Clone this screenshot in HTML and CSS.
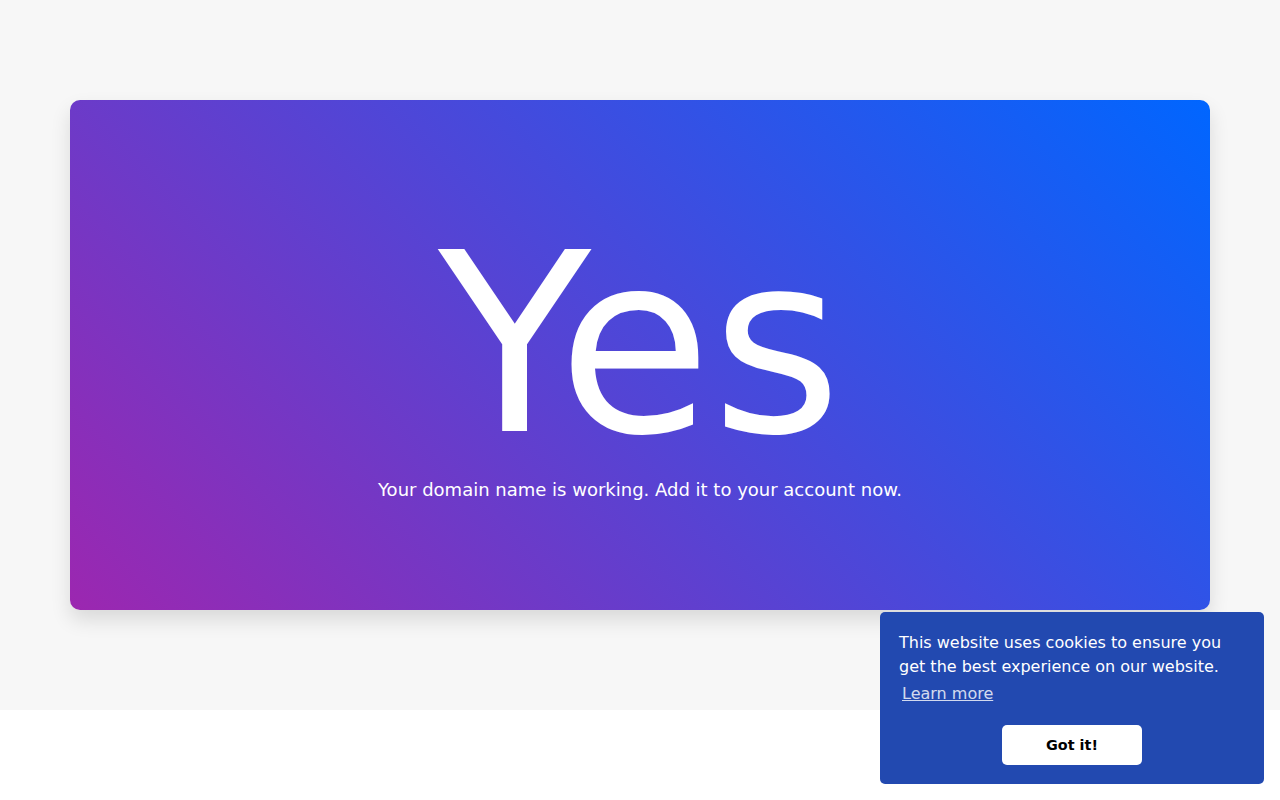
FILE: index.html
```html
<!DOCTYPE html>
<html lang="en">
<head>
<meta charset="utf-8">
<title>Yes</title>
<link rel="stylesheet" href="styles.css">
</head>
<body>
  <section class="hero">
    <div class="card">
      <h1 class="title">Yes</h1>
      <p class="lead">Your domain name is working. Add it to your account now.</p>
    </div>
  </section>

  <div class="cookie" role="dialog" aria-label="cookieconsent">
    <span class="cookie-message">This website uses cookies to ensure you get the best experience on our website. <a class="cookie-link" href="#">Learn more</a></span>
    <div class="cookie-actions">
      <a class="cookie-btn" href="#">Got it!</a>
    </div>
  </div>
</body>
</html>
```

FILE: styles.css
```css
html, body {
  margin: 0;
  padding: 0;
}

body {
  font-family: "DejaVu Sans", sans-serif;
  background: #ffffff;
  color: #212529;
}

.hero {
  background: #f7f7f7;
  padding: 100px 0;
  display: flex;
  justify-content: center;
}

.card {
  width: 1140px;
  height: 510px;
  box-sizing: border-box;
  padding-top: 120px;
  border-radius: 10px;
  background: linear-gradient(45deg, #9c27b0, #0066ff);
  box-shadow: 0 10px 20px rgba(0, 0, 0, 0.12);
  color: #ffffff;
  display: flex;
  flex-direction: column;
  align-items: center;
}

.title {
  margin: 0;
  font-size: 250px;
  line-height: 250px;
  font-weight: 400;
}

.lead {
  margin: 6px 0 0;
  font-size: 18px;
  line-height: 27px;
}

/* cookie consent popup */
.cookie {
  position: fixed;
  right: 16px;
  bottom: 16px;
  width: 384px;
  box-sizing: border-box;
  padding: 19px 19px 19px;
  background: #2249b0;
  color: #ffffff;
  border-radius: 5px;
  font-size: 16px;
  line-height: 24px;
  display: flex;
  flex-direction: column;
}

.cookie-message {
  display: block;
  margin-bottom: 16px;
}

.cookie-link {
  display: inline-block;
  padding: 3px;
  color: #ffffff;
  opacity: 0.8;
  text-decoration: underline;
}

.cookie-actions {
  display: flex;
  justify-content: center;
}

.cookie-btn {
  width: 140px;
  height: 40px;
  display: flex;
  align-items: center;
  justify-content: center;
  background: #ffffff;
  color: #000000;
  font-size: 14.4px;
  font-weight: 700;
  text-decoration: none;
  border-radius: 5px;
}
```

What to work on: Give an exact reproduction of every line, leaving out any picture.

Reply:
Clone this screenshot in HTML and CSS.
FILE: index.html
```html
<!DOCTYPE html>
<html lang="en">
<head>
<meta charset="utf-8">
<title>Yes</title>
<link rel="stylesheet" href="styles.css">
</head>
<body>
  <section class="hero">
    <div class="card">
      <h1 class="title">Yes</h1>
      <p class="lead">Your domain name is working. Add it to your account now.</p>
    </div>
  </section>

  <div class="cookie" role="dialog" aria-label="cookieconsent">
    <span class="cookie-message">This website uses cookies to ensure you get the best experience on our website. <a class="cookie-link" href="#">Learn more</a></span>
    <div class="cookie-actions">
      <a class="cookie-btn" href="#">Got it!</a>
    </div>
  </div>
</body>
</html>
```

FILE: styles.css
```css
html, body {
  margin: 0;
  padding: 0;
}

body {
  font-family: "DejaVu Sans", sans-serif;
  background: #ffffff;
  color: #212529;
}

.hero {
  background: #f7f7f7;
  padding: 100px 0;
  display: flex;
  justify-content: center;
}

.card {
  width: 1140px;
  height: 510px;
  box-sizing: border-box;
  padding-top: 120px;
  border-radius: 10px;
  background: linear-gradient(45deg, #9c27b0, #0066ff);
  box-shadow: 0 10px 20px rgba(0, 0, 0, 0.12);
  color: #ffffff;
  display: flex;
  flex-direction: column;
  align-items: center;
}

.title {
  margin: 0;
  font-size: 250px;
  line-height: 250px;
  font-weight: 400;
}

.lead {
  margin: 6px 0 0;
  font-size: 18px;
  line-height: 27px;
}

/* cookie consent popup */
.cookie {
  position: fixed;
  right: 16px;
  bottom: 16px;
  width: 384px;
  box-sizing: border-box;
  padding: 19px 19px 19px;
  background: #2249b0;
  color: #ffffff;
  border-radius: 5px;
  font-size: 16px;
  line-height: 24px;
  display: flex;
  flex-direction: column;
}

.cookie-message {
  display: block;
  margin-bottom: 16px;
}

.cookie-link {
  display: inline-block;
  padding: 3px;
  color: #ffffff;
  opacity: 0.8;
  text-decoration: underline;
}

.cookie-actions {
  display: flex;
  justify-content: center;
}

.cookie-btn {
  width: 140px;
  height: 40px;
  display: flex;
  align-items: center;
  justify-content: center;
  background: #ffffff;
  color: #000000;
  font-size: 14.4px;
  font-weight: 700;
  text-decoration: none;
  border-radius: 5px;
}
```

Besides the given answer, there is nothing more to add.